Mexican Folklore – The chupacabras is a legendary cryptid rumored to inhabit parts of the Americas. It is associated more recently with sightings of an allegedly unknown animal in Puerto Rico (where these sightings were first reported), Mexico, and the United States, especially in the latter's Latin American communities. The name comes from the animal's reported habit of attacking and drinking the blood of livestock, especially goats.

All of these cultures were scared – to some extent – to venture into nature and leave the civilized world at their backs. They created stories and myths that not only instilled a fear of nature into its citizens, but also blamed nature for all of the deaths that somehow occurred in nature, therein giving it an all around negative connotation.
This ignorance and fear stems from a lack of knowledge about the environment that they were living in. When housing became easy, and the food source changed from personal livestock and agriculture to people obtaining their necessities from market places and others, western society as a whole (any of the different societies) gradually forgot about how to coexist with the land, what it meant to plant/ harvest your own food, and the mutually determining relationship between Nature and Culture.
Case and Point: The Kayapó.
Researcher Darrel Posey discusses the indigenous people’s (Kayapó) management of the land, and recognizes that the forest patches are often in very close vicinity to villages, initially estimating that about 75% of those patches are manmade.
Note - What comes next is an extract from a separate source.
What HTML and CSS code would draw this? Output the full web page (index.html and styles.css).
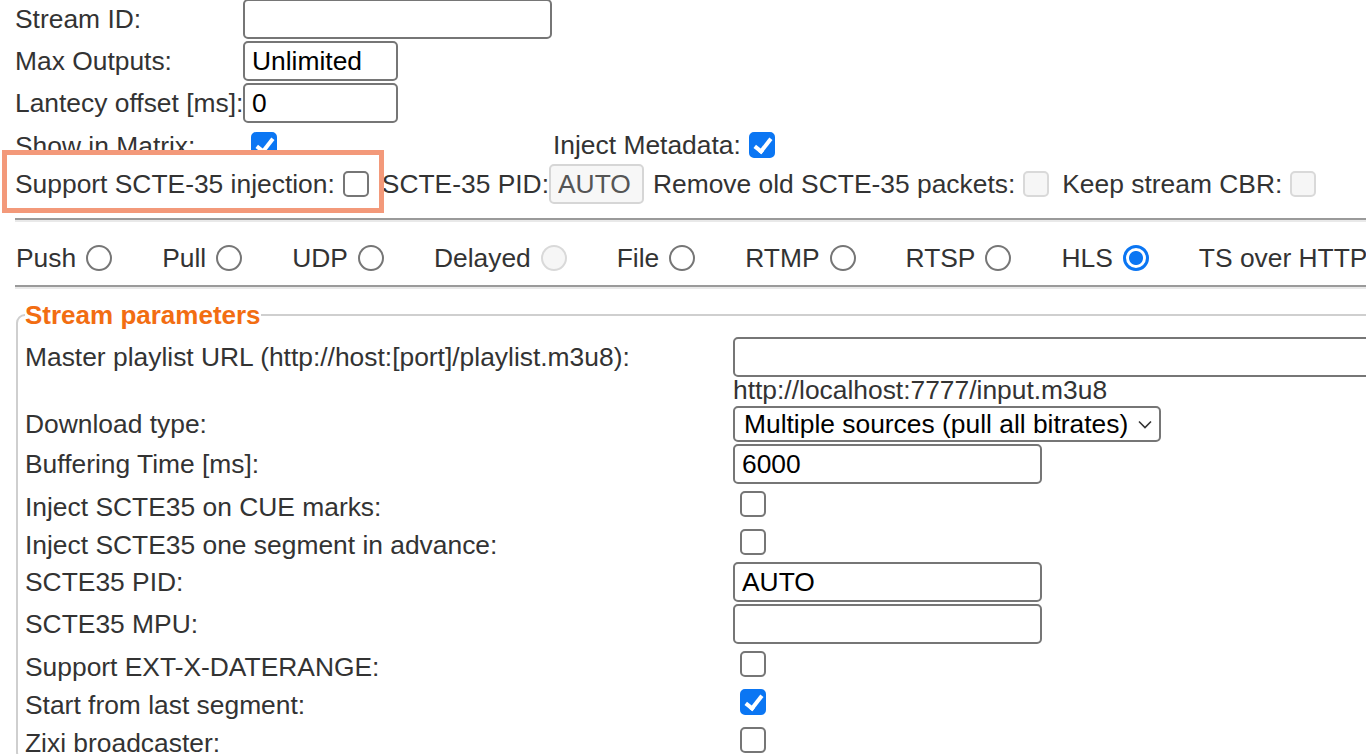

He writes about how the Kayapó create mosaic forests that actually mimic nature (biomimicry). The forests rely on these people for their great biodiversity and the people need the forest for basic necessities.

They are coeval (University of Washington - Professor Peña’s term) – they grew and developed together, balancing out.
They too created myths – however these, though still considered“stories” were simply a way of translating real, factual information to the general public (being studied in Ethobiology) instead of legitimately stating fiction as fact based on loose accounts by many people that were probably incredibly similar to the game “telephone” in terms of dependability.
The Kayápo people believed in a metaphysical eel, a sacred entity know as “Kr’yak.” This eel was said to have frequented certain ponds or streams along the Xingu River during certain times of year and while it occupied the water, no fisherman would fish there. The times during which this sacred eel occupied the water coincided with the spawning season of native fish species. The lesson to be learned from this story is that just because a group of people does not use the “language” of conservation biology does not meant that they are ignorant of relationships between organisms in their environment or that they don’t have their own reasons/ methods for conservation of their “place.”
Why does the typical “western man,” or western society in general fear nature and desire control over instead of cooperation with? Because they do not understand it; they forgot about that possibility.